Just in case you thought/think a degree will be the answer to all your life’s dreams, think again! My parents commented that years ago when they were completing their undergrad, the University of Nairobi was the only institution of higher learning in Kenya and it graduated about 3000 individuals annually. Clearly that degree is not as special/exclusive/distinctive as it was in years gone by.
Just in case those numbers have not moved you, let me put this in context in a more human way. Do you know how on TV, in the movies, when there is a graduation ceremony, graduands are called by name, they get on the dais, they shake the hand of someone important and then are awarded their degree, after which they get to switch the side that the tassel on the graduation cap hangs on before proceeding off the stage, having ‘officially’ graduated…sounds familiar? I did not expect this to happen at my graduation, I knew we were too many, I am not sure how I expected it to be.

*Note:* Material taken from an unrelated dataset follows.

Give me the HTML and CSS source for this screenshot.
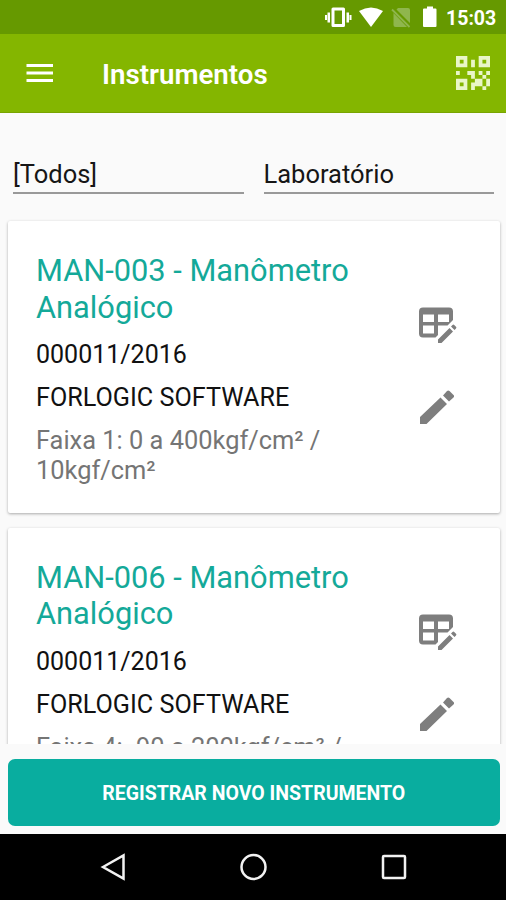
FILE: index.html
```html
<!DOCTYPE html>
<html lang="pt-BR">
<head>
<meta charset="utf-8">
<title>Instrumentos</title>
<link rel="stylesheet" href="styles.css">
</head>
<body>
<svg class="defs" width="0" height="0">
  <symbol id="table-edit" viewBox="0 0 38 38">
    <path fill-rule="evenodd" d="M4 .5H30a4 4 0 0 1 4 4V13L28.500 18.500H19V28L16.500 30.500H4a4 4 0 0 1-4-4V4.500a4 4 0 0 1 4-4ZM4 7.500V15H15V7.500ZM19 7.500V15H30V7.500ZM4 18.500V26.500H15V18.500Z"/>
    <path d="M19 32.500 30.500 21 34 24.500 22.500 36H19ZM32 19.500 33.500 18a1.200 1.200 0 0 1 1.700 0L37 19.800a1.200 1.200 0 0 1 0 1.700L35.500 23Z"/>
  </symbol>
  <symbol id="pencil" viewBox="0 0 34 34">
    <path d="M0 27 20.500 7.500 27 14 6.500 34H0ZM23 5.500 27 1a1.800 1.800 0 0 1 2.500 0L33.500 5a1.800 1.800 0 0 1 0 2.500L29 11.500Z"/>
  </symbol>
</svg>
<div class="screen">
  <div class="status">
    <svg class="status-icons" width="118" height="34" viewBox="0 0 118 34" fill="#fff">
      <path fill-rule="evenodd" d="M11 7.500H21.500a1.500 1.500 0 0 1 1.500 1.500V25.500a1.500 1.500 0 0 1-1.500 1.500H11a1.500 1.500 0 0 1-1.500-1.500V9A1.500 1.500 0 0 1 11 7.500ZM12.500 10.500V24H20V10.500Z"/>
      <path d="M5.500 12.500H8V22.500H5.500ZM3 15H5V20H3ZM24.500 12.500H27V22.500H24.500ZM27.500 15H29.500V20H27.500Z"/>
      <path d="M37 11Q49 4 61 11L49 27Z"/>
      <path fill="#8fb64d" d="M76 8H86a2 2 0 0 1 2 2V23L74.500 9.500ZM71.500 13 85 27H73.500a2 2 0 0 1-2-2Z"/>
      <path d="M70 9.500 87.500 27" stroke="#8fb64d" stroke-width="1.800"/>
      <path d="M105 6.500H111V8.500H113.500a1 1 0 0 1 1 1V26a1 1 0 0 1-1 1H102a1 1 0 0 1-1-1V9.500a1 1 0 0 1 1-1H105Z"/>
    </svg>
    <span class="clock">15:03</span>
  </div>
  <header class="appbar">
    <svg width="28" height="20" viewBox="0 0 28 20" fill="#fff"><path d="M.5 1H27V4H.5ZM.5 8.500H27V11.500H.5ZM.5 16H27V19H.5Z"/></svg>
    <h1 class="heading">Instrumentos</h1>
    <svg width="34" height="34" viewBox="0 0 9 9" fill="#e9f6c8" fill-rule="evenodd"><path d="M0 0H3V3H0ZM1 1V2H2V1ZM6 0H9V3H6ZM7 1V2H8V1ZM0 6H3V9H0ZM1 7V8H2V7ZM4 1H5V3H4ZM0 4H1V5H0ZM3 4H5V6H4V5H3ZM6 4H7V5H6ZM8 4H9V5H8ZM7 5H8V6H7ZM6 6H7V8H5V9H4V7H5V6H6ZM8 6H9V8H8ZM7 8H8V9H7Z"/></svg>
  </header>
  <div class="filters">
    <div class="field">[Todos]</div>
    <div class="field">Laboratório</div>
  </div>
  <main class="list">
    <article class="card">
      <div class="info">
        <h2 class="name">MAN-003 - Manômetro Analógico</h2>
        <p class="line">000011/2016</p>
        <p class="line owner">FORLOGIC SOFTWARE</p>
        <p class="range">Faixa 1: 0 a 400kgf/cm² / 10kgf/cm²</p>
      </div>
      <div class="actions">
        <svg width="38" height="38"><use href="#table-edit"/></svg>
        <svg width="34" height="34"><use href="#pencil"/></svg>
      </div>
    </article>
    <article class="card">
      <div class="info">
        <h2 class="name">MAN-006 - Manômetro Analógico</h2>
        <p class="line">000011/2016</p>
        <p class="line owner">FORLOGIC SOFTWARE</p>
        <p class="range">Faixa 4: -90 a 200kgf/cm² /</p>
      </div>
      <div class="actions">
        <svg width="38" height="38"><use href="#table-edit"/></svg>
        <svg width="34" height="34"><use href="#pencil"/></svg>
      </div>
    </article>
  </main>
  <div class="footer"><button class="register">REGISTRAR NOVO INSTRUMENTO</button></div>
  <nav class="navbar">
    <svg width="28" height="30" viewBox="0 0 28 30"><path d="M4 15 24.500 3.500V26.500Z"/></svg>
    <svg width="28" height="30" viewBox="0 0 28 30"><circle cx="14.500" cy="15" r="12"/></svg>
    <svg width="28" height="30" viewBox="0 0 28 30"><rect x="4" y="4" width="22" height="22" rx="1"/></svg>
  </nav>
</div>
</body>
</html>
```
FILE: styles.css
```css
* { box-sizing: border-box; }
body { margin: 0; font-family: Roboto, sans-serif; }
h1, h2, p { margin: 0; font-weight: 400; }
svg { display: block; flex: none; }
.defs { position: absolute; }
.screen { width: 506px; height: 900px; display: flex; flex-direction: column; background: #fafafa; overflow: hidden; }
.status { height: 34px; flex: none; background: #669900; display: flex; justify-content: flex-end; align-items: center; padding-right: 10px; color: #fff; }
.clock { width: 50px; margin-left: 6px; font-size: 19.500px; font-weight: 700; line-height: 34px; padding-top: 3px; white-space: nowrap; }
.appbar { height: 79px; flex: none; background: #84b600; border-bottom: 1px solid #78a400; display: flex; align-items: center; padding: 0 16px 0 26px; color: #fff; }
.heading { flex: 1; margin-left: 48px; padding-top: 4px; font-size: 27.700px; font-weight: 600; line-height: 36px; }
.filters { flex: none; height: 81px; display: flex; gap: 20px; padding: 40px 12px 0 13px; }
.field { flex: 1; height: 41px; border-bottom: 2px solid #999; font-size: 25.500px; line-height: 42px; color: #161616; }
.list { flex: none; height: 550px; padding: 27px 6px 0 7.500px; overflow: hidden; }
.card { height: 292px; margin-bottom: 14.500px; background: #fff; border-radius: 2px; box-shadow: 0 1px 3px rgba(0,0,0,.32); display: flex; justify-content: space-between; padding: 32px 43.500px 0 28.500px; }
.info { width: 325px; }
.name { font-size: 30.800px; line-height: 36.500px; color: #14a999; }
.line { font-size: 25px; line-height: 30px; margin-top: 13px; color: #111; }
.name + .line { margin-top: 14px; }
.owner { font-size: 25.200px; }
.range { font-size: 25.400px; line-height: 30px; margin-top: 12px; color: #757575; }
.actions { width: 38px; padding-top: 54px; display: flex; flex-direction: column; gap: 45px; fill: #7e7e7e; }
.actions svg + svg { margin-left: 1.500px; }
.footer { flex: none; height: 90px; padding: 15px 6px 0 7.500px; }
.register { display: block; width: 100%; height: 67px; border: 0; border-radius: 7px; background: #09ad9f; color: #fff; font: 700 19.500px/67px Roboto, sans-serif; padding: 1px 0 0; }
.navbar { flex: none; height: 66px; background: #000; display: flex; justify-content: center; gap: 112px; padding-top: 18px; fill: none; stroke: #f2f2f2; stroke-width: 2.500; }
```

Perhaps that they would at least call us each by our names, but then again, we were still too many for that to have taken a reasonable amount of time.
We were called out by our registration numbers, serial numbers. And not even in the way that you might imagine, that everyone perhaps heard their serial number uttered, fat chance! They were batched together. The lady calling out the degree allocations would say the name of the course and then proceed to call out a batch of registration numbers. 1100 to 1300, 2300 to 3000, such was the extent of our recognition. This made me a little sad.
It kinda felt like this was them telling us, you’re on your own guys. You wanted degrees, we gave you degrees. Off you go.
Everyone’s got one so what will make you different? I’m choosing to bet my skills on an impactful career over a lucrative one, so here begins my search for a cause to champion. Where are you placing your bet?